Dies, so der Papst in Budapest, wäre der «unheilvolle Weg der ideologischen Kolonisierung, die Unterschiede auslöscht, wie dies bei der sogenannten Gender-Kultur der Fall ist, oder der Lebenswirklichkeit Freiheitskonzepte reduktiver Art voranstellt, indem sie zum Beispiel ein sinnwidriges ‹Recht auf Abtreibung› als Errungenschaft rühmt, welche jedoch immer eine tragische Niederlage ist». Und Franziskus weiter: «Wie schön ist es stattdessen, ein Europa aufzubauen, das den Menschen und die Völker in den Mittelpunkt stellt, in dem es wirksame politische Ansätze für eine bessere demografische Entwicklung und zugunsten der Familie gibt, die in diesem Land aufmerksam verfolgt werden.»

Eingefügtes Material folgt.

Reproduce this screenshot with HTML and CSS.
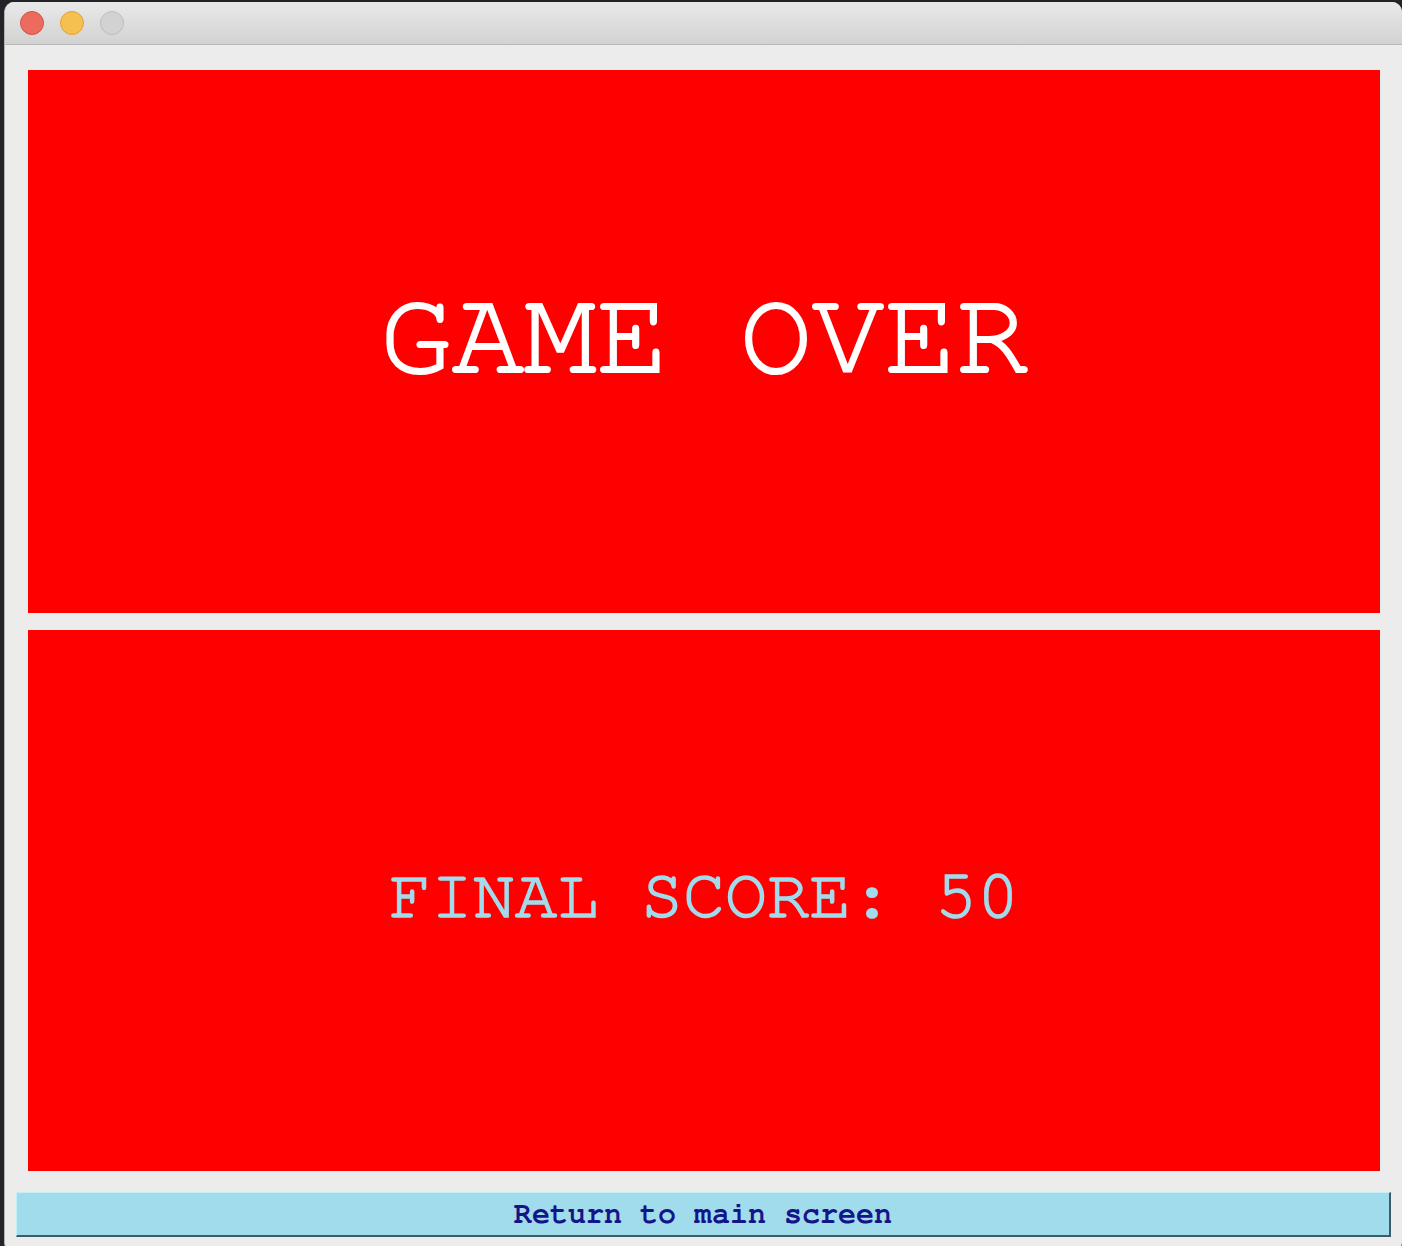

Diese Worte des Papstes kann die Regierung Orbán als Unterstützung ihrer konservativen Familienpolitik und ihres Feldzuges gegen mehr Rechte für LGBTQ-Menschen lesen, der von der extrem konservativen Kirchenführung in Ungarn unterstützt wird. Auf diesen Feldern hat Orbán zuletzt immer enger mit der Kirche zusammengearbeitet und dieser immer mehr Aufgaben im Bildungsbereich übertragen.
Ungarns Kardinal gegen Vatikan
Auch in Fragen der Migrationspolitik sind sich Ungarns Regierung und die katholische Kirchenführung in ihrer restriktiven Positionierung einig und haben sich wiederholt den Unwillen des Vatikans zugezogen. Als Franziskus in der Krise ab 2015 vorschlug, dass jede Pfarrgemeinde eine Geflüchtetenfamilie aufnehmen sollte, setzte Ungarns Kardinal Peter Erdö die Aussage dagegen, dass kirchliche Institutionen, wenn sie Flüchtlinge aufnähmen, sich am Vergehen des Menschenschmuggels beteiligen würden.
Franziskus wiederum erinnerte jetzt die Ungarn an ihre christlichen Wurzeln und die damit verbundenen Werte. Die Herausforderung durch Migration könne «nicht durch Zurückweisung eingedämmt» werden: «Die christlichen Werte können nicht durch Starrheit und Verschlossenheit bezeugt werden.» Deshalb sei es dringlich, dass Europa angesichts einer epochalen Herausforderung an sicheren und legalen Wegen arbeiten müsse, um den Menschen in Not zu helfen, sagte der Papst, der sich am Wochenende auch mit Geflüchteten treffen wird.